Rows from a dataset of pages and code

----------

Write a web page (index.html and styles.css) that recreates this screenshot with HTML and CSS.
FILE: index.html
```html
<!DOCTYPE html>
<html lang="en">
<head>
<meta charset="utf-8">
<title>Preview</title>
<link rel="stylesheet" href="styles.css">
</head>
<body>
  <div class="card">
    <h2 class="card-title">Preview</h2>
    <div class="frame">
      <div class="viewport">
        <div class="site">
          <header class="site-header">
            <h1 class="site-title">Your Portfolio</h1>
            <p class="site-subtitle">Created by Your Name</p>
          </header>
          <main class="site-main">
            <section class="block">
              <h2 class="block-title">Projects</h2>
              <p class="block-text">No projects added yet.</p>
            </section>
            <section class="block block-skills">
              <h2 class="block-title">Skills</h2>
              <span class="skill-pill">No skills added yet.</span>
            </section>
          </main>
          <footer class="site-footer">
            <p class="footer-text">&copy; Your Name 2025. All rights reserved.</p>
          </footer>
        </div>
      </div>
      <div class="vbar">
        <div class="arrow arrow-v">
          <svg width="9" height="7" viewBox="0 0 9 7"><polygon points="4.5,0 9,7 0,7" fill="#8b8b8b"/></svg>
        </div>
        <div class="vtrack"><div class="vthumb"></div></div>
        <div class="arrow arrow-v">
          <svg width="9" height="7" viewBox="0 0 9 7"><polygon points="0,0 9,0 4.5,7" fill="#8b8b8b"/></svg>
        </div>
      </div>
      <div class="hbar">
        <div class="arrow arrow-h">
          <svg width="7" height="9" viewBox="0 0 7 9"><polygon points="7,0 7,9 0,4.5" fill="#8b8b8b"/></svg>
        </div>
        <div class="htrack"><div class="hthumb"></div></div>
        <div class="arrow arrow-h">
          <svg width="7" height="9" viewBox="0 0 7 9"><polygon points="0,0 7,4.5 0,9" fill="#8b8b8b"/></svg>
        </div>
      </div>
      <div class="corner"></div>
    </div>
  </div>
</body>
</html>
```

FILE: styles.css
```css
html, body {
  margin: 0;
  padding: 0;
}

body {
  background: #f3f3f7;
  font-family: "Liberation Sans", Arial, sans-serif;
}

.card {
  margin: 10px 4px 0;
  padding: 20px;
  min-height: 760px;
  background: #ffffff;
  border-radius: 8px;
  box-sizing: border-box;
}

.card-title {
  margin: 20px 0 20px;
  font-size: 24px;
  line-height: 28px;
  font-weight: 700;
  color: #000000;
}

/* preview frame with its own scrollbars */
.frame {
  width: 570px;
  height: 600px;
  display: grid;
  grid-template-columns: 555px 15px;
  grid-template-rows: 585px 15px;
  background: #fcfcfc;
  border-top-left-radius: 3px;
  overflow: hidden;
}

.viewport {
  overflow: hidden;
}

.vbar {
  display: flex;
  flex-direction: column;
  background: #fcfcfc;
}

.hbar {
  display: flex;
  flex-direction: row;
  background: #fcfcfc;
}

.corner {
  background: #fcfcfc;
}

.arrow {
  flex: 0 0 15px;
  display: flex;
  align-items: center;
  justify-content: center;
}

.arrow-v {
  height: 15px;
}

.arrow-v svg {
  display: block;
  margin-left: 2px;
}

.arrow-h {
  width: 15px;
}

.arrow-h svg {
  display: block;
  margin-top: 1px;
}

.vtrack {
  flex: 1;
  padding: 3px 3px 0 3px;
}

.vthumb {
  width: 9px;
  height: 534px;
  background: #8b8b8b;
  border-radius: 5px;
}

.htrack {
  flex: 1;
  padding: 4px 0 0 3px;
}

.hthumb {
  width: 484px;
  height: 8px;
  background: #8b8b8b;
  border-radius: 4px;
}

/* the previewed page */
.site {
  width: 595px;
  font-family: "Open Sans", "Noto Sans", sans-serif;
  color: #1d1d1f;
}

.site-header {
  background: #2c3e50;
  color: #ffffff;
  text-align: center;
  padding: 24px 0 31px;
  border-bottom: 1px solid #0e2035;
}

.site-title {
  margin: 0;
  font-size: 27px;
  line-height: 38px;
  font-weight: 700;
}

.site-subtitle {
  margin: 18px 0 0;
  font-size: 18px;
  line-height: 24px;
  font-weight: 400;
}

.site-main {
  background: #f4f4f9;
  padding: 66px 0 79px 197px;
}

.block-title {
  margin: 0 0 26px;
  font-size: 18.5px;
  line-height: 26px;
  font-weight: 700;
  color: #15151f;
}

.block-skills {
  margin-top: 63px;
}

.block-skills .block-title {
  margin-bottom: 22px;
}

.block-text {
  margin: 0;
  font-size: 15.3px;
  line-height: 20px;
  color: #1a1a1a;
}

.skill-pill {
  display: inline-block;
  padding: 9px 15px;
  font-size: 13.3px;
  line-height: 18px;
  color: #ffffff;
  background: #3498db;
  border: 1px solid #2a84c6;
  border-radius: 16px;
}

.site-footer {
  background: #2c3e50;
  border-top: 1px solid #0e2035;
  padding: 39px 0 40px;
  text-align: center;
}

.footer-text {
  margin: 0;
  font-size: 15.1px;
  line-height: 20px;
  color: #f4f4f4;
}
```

----------

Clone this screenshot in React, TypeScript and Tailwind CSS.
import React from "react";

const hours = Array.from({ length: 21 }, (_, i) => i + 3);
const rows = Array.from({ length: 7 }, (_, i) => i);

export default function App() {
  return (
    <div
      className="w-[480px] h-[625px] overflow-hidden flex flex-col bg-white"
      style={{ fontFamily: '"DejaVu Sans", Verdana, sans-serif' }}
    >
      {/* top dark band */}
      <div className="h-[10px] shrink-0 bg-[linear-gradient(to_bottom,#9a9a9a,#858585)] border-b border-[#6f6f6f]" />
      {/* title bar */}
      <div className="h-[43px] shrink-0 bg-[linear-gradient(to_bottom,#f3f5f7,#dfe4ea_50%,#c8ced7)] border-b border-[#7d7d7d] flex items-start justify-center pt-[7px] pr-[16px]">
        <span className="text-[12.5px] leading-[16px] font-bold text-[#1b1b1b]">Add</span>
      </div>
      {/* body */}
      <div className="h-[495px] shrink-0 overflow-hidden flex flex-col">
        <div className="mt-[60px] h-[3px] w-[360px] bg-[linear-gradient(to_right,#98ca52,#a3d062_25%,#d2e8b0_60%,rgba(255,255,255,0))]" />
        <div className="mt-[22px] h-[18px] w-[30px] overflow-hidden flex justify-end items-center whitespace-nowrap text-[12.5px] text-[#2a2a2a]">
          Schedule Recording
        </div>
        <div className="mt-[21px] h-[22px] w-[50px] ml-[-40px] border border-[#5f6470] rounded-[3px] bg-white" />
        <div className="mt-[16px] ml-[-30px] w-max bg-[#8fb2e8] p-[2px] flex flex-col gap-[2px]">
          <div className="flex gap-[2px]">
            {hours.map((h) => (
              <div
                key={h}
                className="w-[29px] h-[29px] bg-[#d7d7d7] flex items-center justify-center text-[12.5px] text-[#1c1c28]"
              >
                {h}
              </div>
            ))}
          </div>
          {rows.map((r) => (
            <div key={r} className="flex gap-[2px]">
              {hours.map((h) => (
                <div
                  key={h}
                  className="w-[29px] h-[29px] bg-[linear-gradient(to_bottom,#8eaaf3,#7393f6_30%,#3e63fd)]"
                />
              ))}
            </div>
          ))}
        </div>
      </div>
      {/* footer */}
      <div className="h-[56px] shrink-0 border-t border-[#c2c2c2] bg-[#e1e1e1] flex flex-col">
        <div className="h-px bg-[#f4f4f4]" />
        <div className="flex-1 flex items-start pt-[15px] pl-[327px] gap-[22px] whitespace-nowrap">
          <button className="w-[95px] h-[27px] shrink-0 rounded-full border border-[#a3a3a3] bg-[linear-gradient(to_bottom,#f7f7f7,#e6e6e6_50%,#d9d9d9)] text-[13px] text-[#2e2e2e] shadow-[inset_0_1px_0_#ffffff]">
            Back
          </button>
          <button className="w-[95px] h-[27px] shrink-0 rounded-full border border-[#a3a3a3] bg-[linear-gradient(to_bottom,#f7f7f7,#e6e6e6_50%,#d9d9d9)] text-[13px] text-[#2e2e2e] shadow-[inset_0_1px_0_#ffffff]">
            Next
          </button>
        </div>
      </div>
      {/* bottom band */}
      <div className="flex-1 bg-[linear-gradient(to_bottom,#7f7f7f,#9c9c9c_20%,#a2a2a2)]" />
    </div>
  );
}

----------

DESCRIPTION OF THE TASK: Copy out every line that includes the word "styles".

EXERCISE SOLUTION:
Write a web page (index.html and styles.css) that recreates this screenshot with HTML and CSS.
<link rel="stylesheet" href="styles.css">
FILE: styles.css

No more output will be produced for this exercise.